WSRA’s March Liberating Voices Academy will  be presented in both live and pre-recorded sessions. This month’s professional learning will focus on  the practices necessary for equitable and liberatory outcomes for ALL of our students. We’ll look at literature as an advocacy tool and be inspired to encourage all of our students to embrace who they are. Leading our Liberating Voices Academy will be Pam Allyn, Ernest Morrell, and Sonja Cherry-Paul. Joining them will be Peg Grafwallner, Radeen Yang, Lauren Zepp, Sandra Taylor-Marshall, and Jen Breezee. Some of the live sessions will be recorded and accessible for ten days following the live presentation. The pre-recorded sessions will be available to the March Academy registrants throughout the school year. 

Ernest Morrell 
  • 2:45 pm CST March 10 Digital Media Literacies in the ELA Classroom: Empowering Student Voices through Production and Critique

    How do we help our students to become more critical consumers and producers of digital media? How do we help them to develop essential 21st century literacies without sacrificing our commitments to teaching literature and writing? This virtual session will frame media literacy education in the context of student engagement, academic development, and student voice. We will discuss how teachers can help students to ask hard questions of the media they consume and how students can experience greater joy and connection to their everyday literacies. We will conclude by exploring exciting ways that teachers can integrate digital media into their traditional children’s and YA literature-based units. 

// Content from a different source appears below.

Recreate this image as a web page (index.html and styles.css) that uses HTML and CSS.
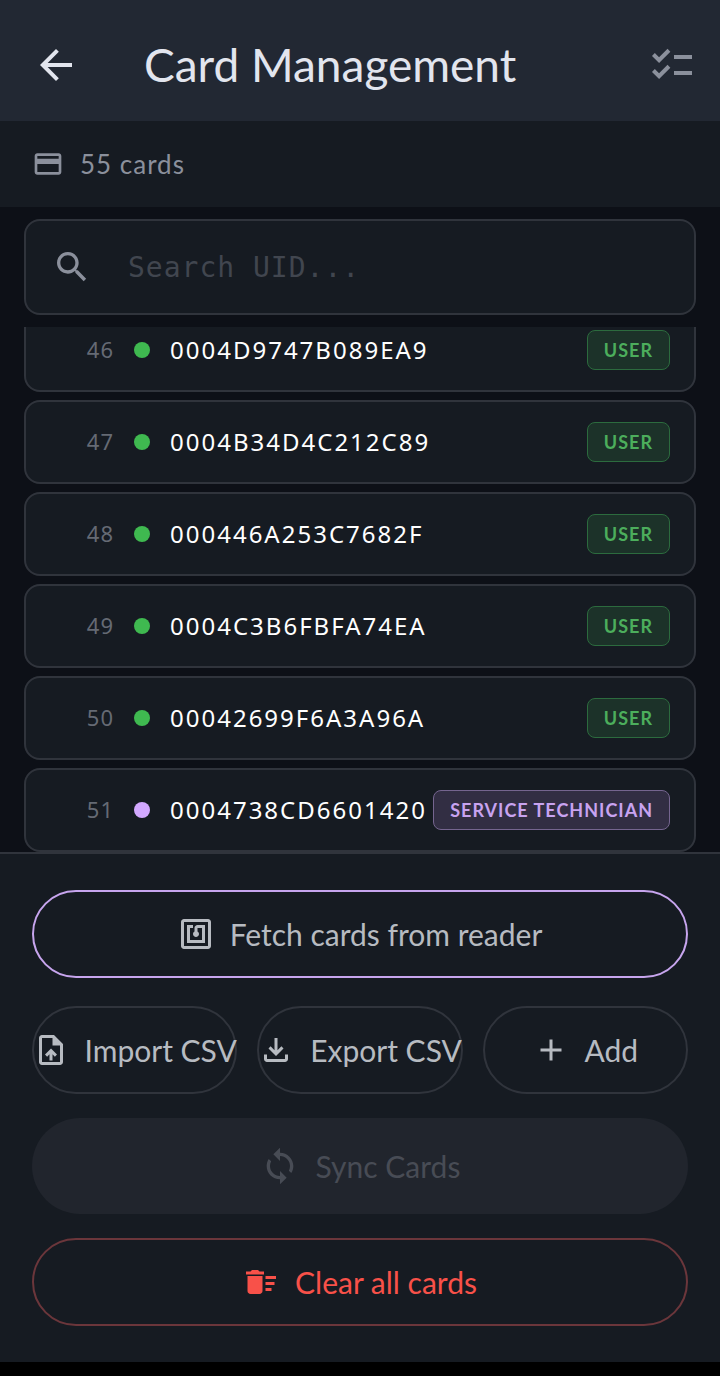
FILE: index.html
```html
<!DOCTYPE html>
<html lang="en">
<head>
  <meta charset="UTF-8">
  <meta name="viewport" content="width=device-width, initial-scale=1">
  <title>Card Management</title>
  <link rel="stylesheet" href="styles.css">
</head>
<body>
  <header class="app-bar">
    <button class="icon-btn" type="button" aria-label="Back">
      <svg class="icon icon-lg" viewBox="0 0 24 24"><path d="M20 11H7.83l5.59-5.59L12 4l-8 8 8 8 1.41-1.41L7.83 13H20v-2z"/></svg>
    </button>
    <h1>Card Management</h1>
    <button class="icon-btn muted" type="button" aria-label="Select cards">
      <svg class="icon icon-lg" viewBox="0 0 24 24"><path d="M22 7h-9v2h9V7zm0 8h-9v2h9v-2zM5.54 11L2 7.46l1.41-1.41 2.12 2.12 4.24-4.24 1.41 1.41L5.54 11zm0 8L2 15.46l1.41-1.41 2.12 2.12 4.24-4.24 1.41 1.41L5.54 19z"/></svg>
    </button>
  </header>

  <div class="count-bar">
    <svg class="icon icon-sm" viewBox="0 0 24 24"><path d="M20 4H4c-1.11 0-1.99.89-1.99 2L2 18c0 1.11.89 2 2 2h16c1.11 0 2-.89 2-2V6c0-1.11-.89-2-2-2zm0 14H4v-6h16v6zm0-10H4V6h16v2z"/></svg>
    <span>55 cards</span>
  </div>

  <main class="content">
    <label class="search">
      <svg class="icon icon-md" viewBox="0 0 24 24"><path d="M15.5 14h-.79l-.28-.27C15.41 12.59 16 11.11 16 9.5 16 5.91 13.09 3 9.5 3S3 5.91 3 9.5 5.91 16 9.5 16c1.61 0 3.09-.59 4.23-1.57l.27.28v.79l5 4.99L20.49 19l-4.99-5zm-6 0C7.01 14 5 11.99 5 9.5S7.01 5 9.5 5 14 7.01 14 9.5 11.99 14 9.5 14z"/></svg>
      <input type="text" placeholder="Search UID..." aria-label="Search UID">
    </label>

    <ul class="card-list">
      <li class="card"><span class="num">46</span><span class="dot"></span><span class="uid">0004D9747B089EA9</span><span class="badge">USER</span></li>
      <li class="card"><span class="num">47</span><span class="dot"></span><span class="uid">0004B34D4C212C89</span><span class="badge">USER</span></li>
      <li class="card"><span class="num">48</span><span class="dot"></span><span class="uid">000446A253C7682F</span><span class="badge">USER</span></li>
      <li class="card"><span class="num">49</span><span class="dot"></span><span class="uid">0004C3B6FBFA74EA</span><span class="badge">USER</span></li>
      <li class="card"><span class="num">50</span><span class="dot"></span><span class="uid">00042699F6A3A96A</span><span class="badge">USER</span></li>
      <li class="card technician"><span class="num">51</span><span class="dot"></span><span class="uid">0004738CD6601420</span><span class="badge">SERVICE TECHNICIAN</span></li>
    </ul>
  </main>

  <footer class="actions">
    <button class="btn btn-fetch" type="button">
      <svg class="icon" viewBox="0 0 24 24"><path d="M20 2H4c-1.1 0-2 .9-2 2v16c0 1.1.9 2 2 2h16c1.1 0 2-.9 2-2V4c0-1.1-.9-2-2-2zm0 18H4V4h16v16zM18 6h-5c-1.1 0-2 .9-2 2v2.28c-.6.35-1 .98-1 1.72 0 1.1.9 2 2 2s2-.9 2-2c0-.74-.4-1.38-1-1.72V8h3v8H8V8h2V6H6v12h12V6z"/></svg>
      <span>Fetch cards from reader</span>
    </button>
    <div class="btn-row">
      <button class="btn" type="button">
        <svg class="icon" viewBox="0 0 24 24"><path d="M14 2H6c-1.1 0-1.99.9-1.99 2L4 20c0 1.1.89 2 1.99 2H18c1.1 0 2-.9 2-2V8l-6-6zm4 18H6V4h7v5h5v11zM8 15.01l1.41 1.41L11 14.84V19h2v-4.16l1.59 1.59L16 15.01 12.01 11z"/></svg>
        <span>Import CSV</span>
      </button>
      <button class="btn" type="button">
        <svg class="icon" viewBox="0 0 24 24"><path d="M12 16l-5-5 1.4-1.45 2.6 2.6V4h2v8.15l2.6-2.6L17 11l-5 5zm-6 4c-1.1 0-2-.9-2-2v-3h2v3h12v-3h2v3c0 1.1-.9 2-2 2H6z"/></svg>
        <span>Export CSV</span>
      </button>
      <button class="btn" type="button">
        <svg class="icon" viewBox="0 0 24 24"><path d="M19 13h-6v6h-2v-6H5v-2h6V5h2v6h6v2z"/></svg>
        <span>Add</span>
      </button>
    </div>
    <button class="btn btn-sync" type="button" disabled>
      <svg class="icon icon-md" viewBox="0 0 24 24"><path d="M12 4V1L8 5l4 4V6c3.31 0 6 2.69 6 6 0 1.01-.25 1.97-.7 2.8l1.46 1.46C19.54 15.03 20 13.57 20 12c0-4.42-3.58-8-8-8zm0 14c-3.31 0-6-2.69-6-6 0-1.01.25-1.97.7-2.8L5.24 7.74C4.46 8.97 4 10.43 4 12c0 4.42 3.58 8 8 8v3l4-4-4-4v3z"/></svg>
      <span>Sync Cards</span>
    </button>
    <button class="btn btn-clear" type="button">
      <svg class="icon" viewBox="0 0 24 24"><path d="M15 16h4v2h-4zm0-8h7v2h-7zm0 4h6v2h-6zM3 18c0 1.1.9 2 2 2h6c1.1 0 2-.9 2-2V8H3v10zM14 5h-3l-1-1H6L5 5H2v2h12z"/></svg>
      <span>Clear all cards</span>
    </button>
  </footer>
</body>
</html>
```

FILE: styles.css
```css
:root {
  --bg: #0d1017;
  --panel: #161b22;
  --bar: #222833;
  --line: #30343c;
  --text: #e2e5ee;
  --muted: #8b909c;
  --green: #3fb950;
  --purple: #d2a8ff;
  --red: #f85149;
}

* {
  box-sizing: border-box;
}

body {
  margin: 0;
  height: 100vh;
  display: flex;
  flex-direction: column;
  background: var(--bg);
  color: var(--text);
  font-family: Lato, "Open Sans", sans-serif;
  border-bottom: 14px solid #000;
}

button {
  font: inherit;
  color: inherit;
  background: none;
  border: 0;
  padding: 0;
}

.icon {
  width: 36px;
  height: 36px;
  flex: none;
  display: block;
  fill: currentColor;
}

.icon-sm {
  width: 32px;
  height: 32px;
}

.icon-md {
  width: 40px;
  height: 40px;
}

.icon-lg {
  width: 48px;
  height: 48px;
}

/* top bar */
.app-bar {
  display: flex;
  align-items: center;
  gap: 64px;
  padding: 41px 24px 32px 32px;
  background: var(--bar);
}

.app-bar h1 {
  flex: 1;
  margin: 0;
  font-size: 46px;
  line-height: 48px;
  font-weight: 400;
}

.muted {
  color: var(--muted);
}

.count-bar {
  display: flex;
  align-items: center;
  gap: 16px;
  padding: 27px 32px;
  background: var(--panel);
  color: var(--muted);
  font-size: 26px;
  line-height: 32px;
  letter-spacing: 1px;
}

/* search + list */
.content {
  flex: 1;
  min-height: 0;
  display: flex;
  flex-direction: column;
  gap: 12px;
  padding: 12px 24px 0;
}

.search {
  display: flex;
  align-items: center;
  gap: 36px;
  height: 96px;
  flex: none;
  padding: 0 26px;
  background: var(--panel);
  border: 2px solid var(--line);
  border-radius: 16px;
  color: var(--muted);
}

.search input {
  flex: 1;
  min-width: 0;
  padding: 0;
  border: 0;
  outline: none;
  background: none;
  color: var(--text);
  font-family: "DejaVu Sans Mono", monospace;
  font-size: 28px;
  letter-spacing: 1px;
}

.search input::placeholder {
  color: #41464f;
  opacity: 1;
}

.card-list {
  flex: 1;
  min-height: 0;
  margin: 0;
  padding: 0;
  list-style: none;
  display: flex;
  flex-direction: column;
  justify-content: flex-end;
  gap: 8px;
  overflow: hidden;
}

.card {
  flex: none;
  display: flex;
  align-items: center;
  height: 84px;
  padding: 0 24px;
  background: var(--panel);
  border: 2px solid var(--line);
  border-radius: 16px;
  white-space: nowrap;
}

.num,
.uid {
  padding-bottom: 2px;
  font-family: "Noto Sans", sans-serif;
}

.num {
  flex: none;
  width: 64px;
  text-align: right;
  font-size: 22px;
  letter-spacing: 1px;
  color: #656a74;
}

.dot {
  flex: none;
  width: 16px;
  height: 16px;
  margin: 0 20px;
  border-radius: 50%;
  background: var(--green);
}

.uid {
  flex: 1;
  font-size: 24px;
  letter-spacing: 2px;
  color: #fff;
}

.badge {
  padding: 0 16px;
  border: 1px solid #2c6b3e;
  border-radius: 8px;
  background: #1c3229;
  color: #4cae5c;
  font-size: 18px;
  line-height: 38px;
  font-weight: 700;
  letter-spacing: 1px;
}

.technician .dot {
  background: var(--purple);
}

.technician .badge {
  border-color: #75658f;
  background: #322e43;
  color: #c8a3f0;
}

/* bottom actions */
.actions {
  flex: none;
  display: flex;
  flex-direction: column;
  gap: 24px;
  padding: 36px 32px;
  background: var(--panel);
  border-top: 2px solid var(--line);
}

.btn {
  display: flex;
  align-items: center;
  justify-content: center;
  gap: 16px;
  height: 88px;
  border: 2px solid var(--line);
  border-radius: 48px;
  color: #b7bbc1;
  font-size: 30px;
  font-weight: 400;
  white-space: nowrap;
}

.btn-row {
  display: grid;
  grid-template-columns: repeat(3, minmax(0, 1fr));
  gap: 20px;
}

.btn-fetch {
  margin-bottom: 4px;
  border-color: #c7a5ee;
}

.btn-sync {
  height: 96px;
  border: 0;
  background: #21252d;
  color: #484c55;
}

.btn-clear {
  border-color: #6b363b;
  color: var(--red);
}
```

  • 2:45 pm CST March 24 SEL, Cultural Responsiveness, and Literacy in PK-6 Classrooms - The Seven Strengths This session draws upon a culturally-responsive instruction and social-emotional literacy framework that honors children's languages, cultures, communities, and stories, builds a safe and loving environment in which to cultivate super readers who believe in themselves and are ready for academic achievement, civic engagement, and true joy in their reader and writer lives. In this session participants will learn the research behind each of the strengths (Belonging, Curiosity, Friendship, Kindness, Courage, and Hope), they will hear examples of each strength in practice and they will have an opportunity to consider how they might develop strengths-based practices in their classrooms and schools.

Sonja Cherry-Paul

  • 4:15 pm CST March 10 and repeated on March 24  Reimagining Book Clubs as Liberating, Identity-Inspiring Reading Praxis Audience 3-5, 6-8, English Language Learners In classrooms where book clubs are foundational, the experience for students can be identity inspiring. When students have access to books and the freedom of choice, they are able to see themselves in the texts they read, examine their own lives, and explore their identities. "In book clubs, students construct and reconstruct their reading identities" (Cherry-Paul & Johansen, 2018). It is this iterative process that cultivates lifelong readers. During this presentation, we'll examine the conditions and work of educators that make this possible. These conditions include disrupting identity-silencing practices, and instead, inviting students to bring their full selves to classroom spaces. It requires educators to truly know our students and understand their various, complex, and intersecting identities. And it requires us to see this work as not only essential for promoting student engagement and achievement, but as paramount for bringing about equitable and liberatory outcomes for all students.

Pam Allyn 

  • 7:00 pm CST March 10 Every Child a Super Reader: 10 Steps to Make it Happen
  • 7:00 pm CST March 24 Literacy 365 at Home and at School: How to Ensure Children Have Access to Powerful Reading and Writing Experiences All Year Long

Peg Grafwallner pre-recorded session Not Yet: Supporting Achievement in the Secondary Classroom  Audience 6-8, 9-12, Literacy Coach, Special Education, Principal/Administrator, Reading Teacher/Reading Specialist, Interventionist, Curriculum Director 
We must create opportunities of "not yet," where educational setbacks are allowed, even encouraged in the classroom. We must design classrooms that normalize those experiences so they become part of the process and not the product for student learning; that use setbacks as trial-and-error opportunities that assist students in process learning; that highlight the positive aspects of "not yet" as it offers opportunities to learn, and finally, empower students to realize that setbacks are often a beginning point to learning and seldom the end. Attend this session to learn how to create a classroom of "not yet" utilizing pedagogy, resources, strategies and reflections meant to highlight the challenges and successes in middle and secondary classrooms. 

Lauren Zepp and Radeen Yang  pre-recorded session Confronting Ableism Through Children’s and Young Adult Literature Audience K-2, 3-5, 6-8, Literacy Coach, Special Education, Library Media, Reading Teacher/Reading Specialist, Title I, Teacher Educator, Preservice 
This practical session for K-12 educators and librarians will provide a brief overview of ableism within children’s literature and its lingering impact on the educational expectations and outcomes for students with disabilities. Participants will learn how to incorporate disability culture into the content area curriculum, review a selection of titles in four developmental areas (board books, picture books, middle grade readers, and young adult literature), and receive a list of recommended titles. Educators will learn how to use literature as an advocacy tool to combat harmful ableist perspectives and encourage students with disabilities to embrace who they are.

Sandra Taylor-Marshall and Jen Breezee pre-recorded session Talking, Drawing, Writing: Strategies for Every Writer Audience K-2, 3-5, 6-8, Literacy Coach, Special Education, Title I, Teacher Educator, Preservice
How do we engage emergent and/or striving writers in the writing process? How can we build writers’ identities and confidence while emphasizing the joy of writing? Join us as we step into our writers’ shoes and engage in talking, drawing, and writing to plan, draft, and share our own stories. This session will mirror writing strategies we can use in our own classrooms to scaffold the writing process with every writer.